PSLV-C10, the twelfth launch and second commercial launch of India's Polar Satellite Launch Vehicle (PSLV), was launched successfully on January 21, 2008. PSLV-C10 mission carried a 295 kg commercial payload, TECSAR, into an elliptical orbit with a perigee of 450 km and an apogee of 580 km, inclined at an angle of 41 deg to the equator. This was the first flight of PSLV to launch a satellite into an elliptical orbit with medium inclination. Incidentally, this was the twenty fifth satellite launch mission from SDSC, SHAR. It may be recalled that the first major commercial launch of PSLV (PSLV-C8) took place on April 23, 2007, when it successfully launched an Italian astronomical satellite, AGILE.

For this Mission, PSLV-CA (Core Alone) configuration had been chosen considering the orbit required for the payload and capability of the vehicle. In this configuration, PSLV did not have six strap-on motors that surround the first stage in its standard configuration. The core-alone PSLV-C10 had a lift-off weight of about 230 tonne.

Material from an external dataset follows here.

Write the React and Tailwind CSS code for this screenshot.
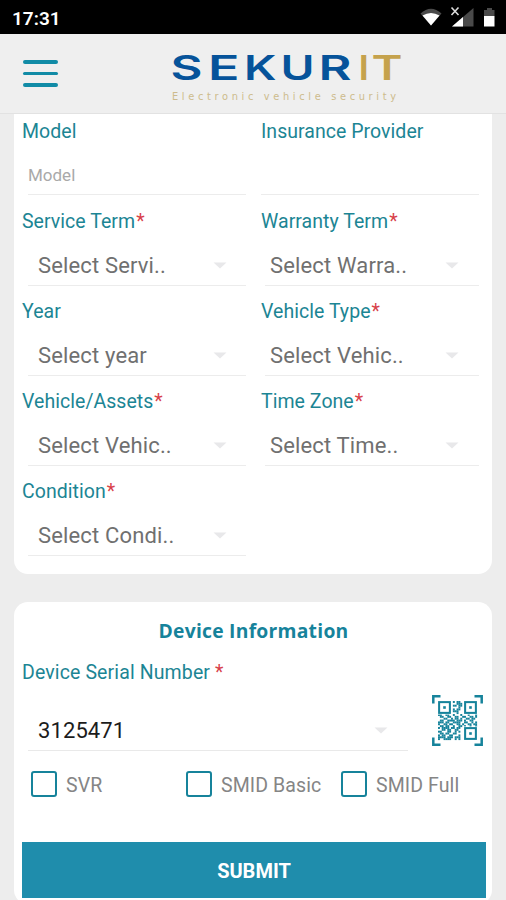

In its standard configuration, the 44 m tall PSLV has a lift-off mass of 295 tonne. It is a four-stage launch vehicle with the first and the third stages as well as the six strap-ons surrounding the first stage using HTPB based solid propellant. PSLV's first stage is one of the largest solid propellant boosters in the world. Its second and fourth stages use liquid propellants. PSLV's bulbous payload fairing has a diameter of 3.2 metre. The vehicle employs S-band telemetry and C-band transponders for enabling vehicle performance monitoring, tracking, range safety/flight safety and Preliminary Orbit Determination (POD). It also has sophisticated auxiliary systems like stage and payload fairing separation systems

PSLV has emerged as the workhorse launch vehicle of ISRO with eleven consecutively successful flights so far. Since its first successful launch in 1994, PSLV has launched eight Indian Remote Sensing Satellites, an amateur radio satellite, HAMSAT, the Space capsule Recovery Experiment (SRE-1) and six small satellites for foreign customers into 550-800 km high polar Sun Synchronous Orbits (SSO) as well as India's exclusive meteorological satellite, Kalpana-1, into Geosynchronous Transfer Orbit (GTO). Besides, it has launched the 350 kg Italian astronomical satellite, AGILE, into a 550 km circular orbit inclined at an angle of 2.5 deg to the equator.